**Requirements**:
Scan the lines below for the word "table". Copy each line you find it in.

----- Raw data -----

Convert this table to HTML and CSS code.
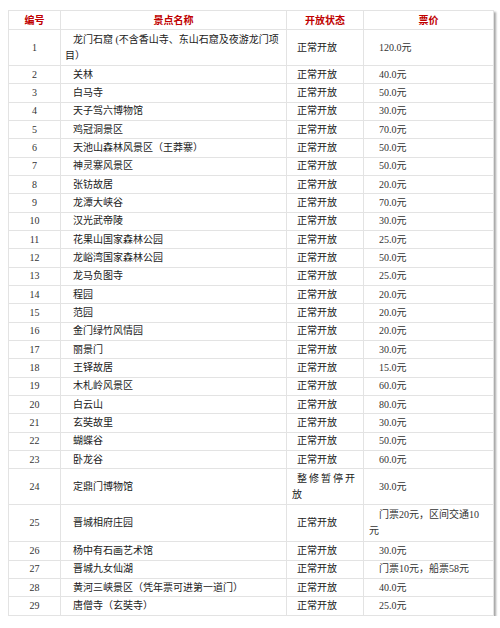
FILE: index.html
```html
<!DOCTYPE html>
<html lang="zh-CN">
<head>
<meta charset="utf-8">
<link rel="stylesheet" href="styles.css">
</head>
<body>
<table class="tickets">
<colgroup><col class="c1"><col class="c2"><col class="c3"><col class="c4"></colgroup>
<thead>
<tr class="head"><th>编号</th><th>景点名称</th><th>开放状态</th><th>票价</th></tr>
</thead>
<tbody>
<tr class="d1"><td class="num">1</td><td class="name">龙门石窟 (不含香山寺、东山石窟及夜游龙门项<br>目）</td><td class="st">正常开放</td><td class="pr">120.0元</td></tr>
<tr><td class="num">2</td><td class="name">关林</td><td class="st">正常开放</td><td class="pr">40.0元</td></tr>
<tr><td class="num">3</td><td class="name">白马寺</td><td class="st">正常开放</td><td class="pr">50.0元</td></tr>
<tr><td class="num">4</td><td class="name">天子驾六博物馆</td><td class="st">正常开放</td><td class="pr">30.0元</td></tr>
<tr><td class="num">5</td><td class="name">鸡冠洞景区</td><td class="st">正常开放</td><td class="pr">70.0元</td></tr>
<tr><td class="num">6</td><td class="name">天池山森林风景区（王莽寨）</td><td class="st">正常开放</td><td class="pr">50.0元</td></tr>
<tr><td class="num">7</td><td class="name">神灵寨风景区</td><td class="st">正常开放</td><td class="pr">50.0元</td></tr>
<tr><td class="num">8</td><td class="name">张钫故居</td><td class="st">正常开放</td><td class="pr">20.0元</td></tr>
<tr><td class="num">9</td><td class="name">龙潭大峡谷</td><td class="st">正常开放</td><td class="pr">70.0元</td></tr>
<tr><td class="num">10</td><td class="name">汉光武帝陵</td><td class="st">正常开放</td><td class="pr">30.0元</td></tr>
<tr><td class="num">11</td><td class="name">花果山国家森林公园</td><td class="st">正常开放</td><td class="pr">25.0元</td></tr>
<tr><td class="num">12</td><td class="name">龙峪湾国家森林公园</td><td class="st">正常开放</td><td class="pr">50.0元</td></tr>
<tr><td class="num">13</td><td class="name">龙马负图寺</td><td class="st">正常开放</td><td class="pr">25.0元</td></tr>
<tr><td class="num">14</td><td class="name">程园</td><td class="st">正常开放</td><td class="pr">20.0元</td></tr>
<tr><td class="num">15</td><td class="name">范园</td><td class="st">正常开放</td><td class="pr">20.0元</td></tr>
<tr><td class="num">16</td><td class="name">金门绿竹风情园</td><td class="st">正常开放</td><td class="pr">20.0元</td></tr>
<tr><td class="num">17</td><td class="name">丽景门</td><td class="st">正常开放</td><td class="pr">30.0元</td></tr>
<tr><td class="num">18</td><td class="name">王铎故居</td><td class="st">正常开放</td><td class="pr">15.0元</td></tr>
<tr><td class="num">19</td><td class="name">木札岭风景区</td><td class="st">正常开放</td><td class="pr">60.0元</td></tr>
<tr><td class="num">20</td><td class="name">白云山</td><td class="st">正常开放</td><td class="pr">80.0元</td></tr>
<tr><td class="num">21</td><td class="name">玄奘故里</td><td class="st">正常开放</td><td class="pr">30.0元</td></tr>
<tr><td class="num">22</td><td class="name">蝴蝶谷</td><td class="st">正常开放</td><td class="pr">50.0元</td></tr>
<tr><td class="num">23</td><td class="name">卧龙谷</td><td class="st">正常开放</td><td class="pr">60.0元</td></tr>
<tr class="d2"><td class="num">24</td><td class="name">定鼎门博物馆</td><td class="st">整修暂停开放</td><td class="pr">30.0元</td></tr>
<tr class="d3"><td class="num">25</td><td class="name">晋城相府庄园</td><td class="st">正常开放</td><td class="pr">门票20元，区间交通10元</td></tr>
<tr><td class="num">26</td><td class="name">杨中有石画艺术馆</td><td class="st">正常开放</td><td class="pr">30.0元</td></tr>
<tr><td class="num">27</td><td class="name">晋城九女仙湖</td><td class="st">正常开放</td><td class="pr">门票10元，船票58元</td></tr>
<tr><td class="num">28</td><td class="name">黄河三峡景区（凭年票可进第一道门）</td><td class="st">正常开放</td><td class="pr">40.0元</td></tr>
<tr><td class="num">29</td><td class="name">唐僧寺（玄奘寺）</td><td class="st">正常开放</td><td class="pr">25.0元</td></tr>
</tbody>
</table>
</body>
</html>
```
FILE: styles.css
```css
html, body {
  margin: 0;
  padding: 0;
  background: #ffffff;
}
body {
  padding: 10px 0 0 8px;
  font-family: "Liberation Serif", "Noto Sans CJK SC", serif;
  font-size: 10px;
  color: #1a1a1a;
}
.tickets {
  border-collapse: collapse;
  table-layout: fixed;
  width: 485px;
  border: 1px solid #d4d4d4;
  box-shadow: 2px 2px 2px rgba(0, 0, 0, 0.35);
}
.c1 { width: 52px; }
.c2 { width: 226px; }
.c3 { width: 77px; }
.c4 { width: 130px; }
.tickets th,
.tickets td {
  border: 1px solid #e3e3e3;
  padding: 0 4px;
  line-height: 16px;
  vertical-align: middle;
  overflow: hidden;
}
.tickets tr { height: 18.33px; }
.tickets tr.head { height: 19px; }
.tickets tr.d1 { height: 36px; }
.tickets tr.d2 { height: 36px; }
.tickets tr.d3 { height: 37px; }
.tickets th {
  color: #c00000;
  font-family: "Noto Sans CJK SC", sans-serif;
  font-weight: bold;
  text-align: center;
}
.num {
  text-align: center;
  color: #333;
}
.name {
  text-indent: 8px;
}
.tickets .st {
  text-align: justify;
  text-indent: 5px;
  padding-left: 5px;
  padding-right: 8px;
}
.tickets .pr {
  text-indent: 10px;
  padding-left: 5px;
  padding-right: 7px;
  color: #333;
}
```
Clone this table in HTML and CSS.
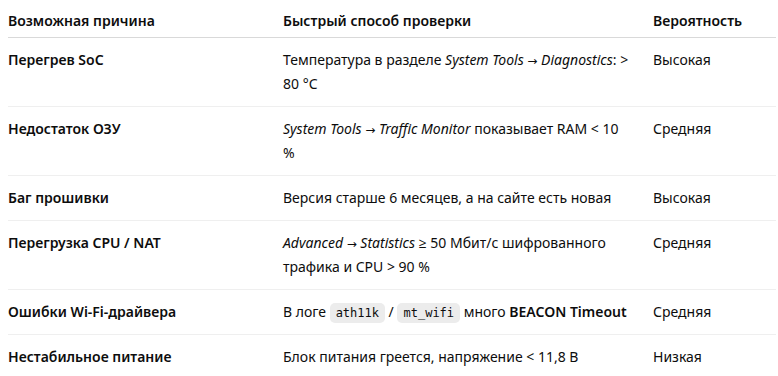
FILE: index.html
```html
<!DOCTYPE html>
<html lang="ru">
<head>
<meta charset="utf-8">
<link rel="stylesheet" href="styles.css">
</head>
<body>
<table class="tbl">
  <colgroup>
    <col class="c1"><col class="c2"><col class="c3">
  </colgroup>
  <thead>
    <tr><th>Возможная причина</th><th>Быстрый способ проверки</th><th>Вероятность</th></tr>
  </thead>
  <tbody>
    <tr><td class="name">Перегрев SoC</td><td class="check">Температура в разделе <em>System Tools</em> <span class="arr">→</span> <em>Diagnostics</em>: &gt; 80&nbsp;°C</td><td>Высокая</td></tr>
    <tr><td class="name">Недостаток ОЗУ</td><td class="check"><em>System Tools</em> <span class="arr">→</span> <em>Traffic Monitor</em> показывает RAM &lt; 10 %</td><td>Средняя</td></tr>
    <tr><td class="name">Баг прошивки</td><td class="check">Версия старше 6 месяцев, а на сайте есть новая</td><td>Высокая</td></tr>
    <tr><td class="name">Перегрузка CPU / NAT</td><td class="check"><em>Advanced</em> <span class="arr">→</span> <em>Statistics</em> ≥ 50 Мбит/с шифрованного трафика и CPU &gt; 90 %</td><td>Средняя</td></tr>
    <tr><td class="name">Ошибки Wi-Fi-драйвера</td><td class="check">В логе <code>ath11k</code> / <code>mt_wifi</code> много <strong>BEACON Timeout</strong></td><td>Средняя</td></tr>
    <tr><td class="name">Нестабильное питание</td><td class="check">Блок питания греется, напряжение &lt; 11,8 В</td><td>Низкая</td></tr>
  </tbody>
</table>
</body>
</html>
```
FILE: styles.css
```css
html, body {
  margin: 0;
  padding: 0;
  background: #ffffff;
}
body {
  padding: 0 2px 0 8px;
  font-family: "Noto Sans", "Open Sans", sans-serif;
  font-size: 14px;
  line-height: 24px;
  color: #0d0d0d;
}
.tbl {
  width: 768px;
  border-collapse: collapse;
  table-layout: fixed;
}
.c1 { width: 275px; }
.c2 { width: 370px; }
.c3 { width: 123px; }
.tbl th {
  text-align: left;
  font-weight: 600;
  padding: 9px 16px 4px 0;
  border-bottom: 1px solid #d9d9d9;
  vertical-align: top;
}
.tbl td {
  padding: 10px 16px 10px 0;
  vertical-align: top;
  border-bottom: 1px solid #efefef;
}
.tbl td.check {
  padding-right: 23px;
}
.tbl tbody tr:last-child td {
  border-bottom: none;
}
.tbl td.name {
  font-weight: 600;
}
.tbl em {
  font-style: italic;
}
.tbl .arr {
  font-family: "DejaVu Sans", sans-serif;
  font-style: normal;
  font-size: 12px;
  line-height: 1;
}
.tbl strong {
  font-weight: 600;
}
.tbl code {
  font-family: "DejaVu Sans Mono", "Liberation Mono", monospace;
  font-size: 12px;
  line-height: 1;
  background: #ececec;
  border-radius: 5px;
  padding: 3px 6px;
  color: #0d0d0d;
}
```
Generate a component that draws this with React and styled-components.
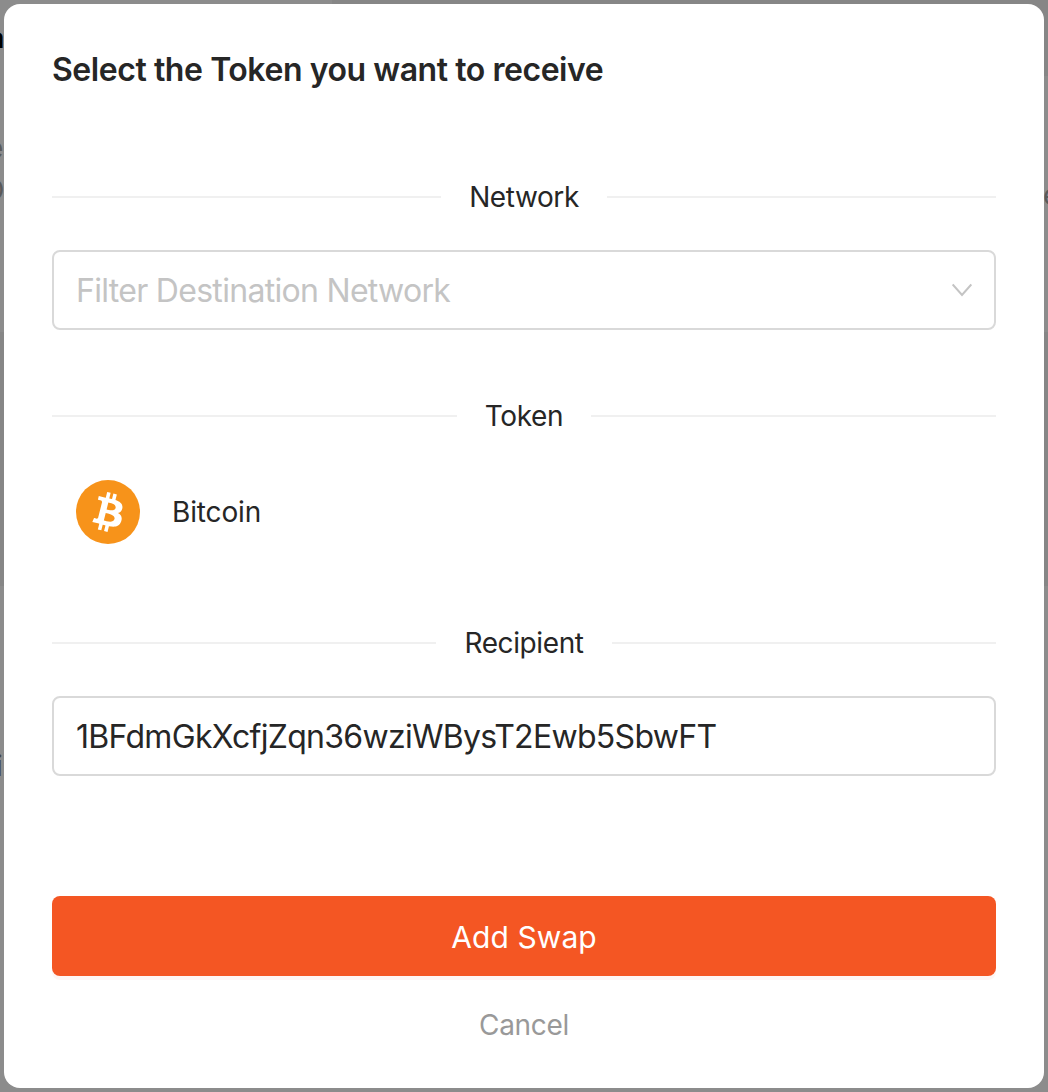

-----

**The reply**:
Convert this table to HTML and CSS code.
<table class="tickets">
</table>
  table-layout: fixed;
Clone this table in HTML and CSS.
<table class="tbl">
</table>
  table-layout: fixed;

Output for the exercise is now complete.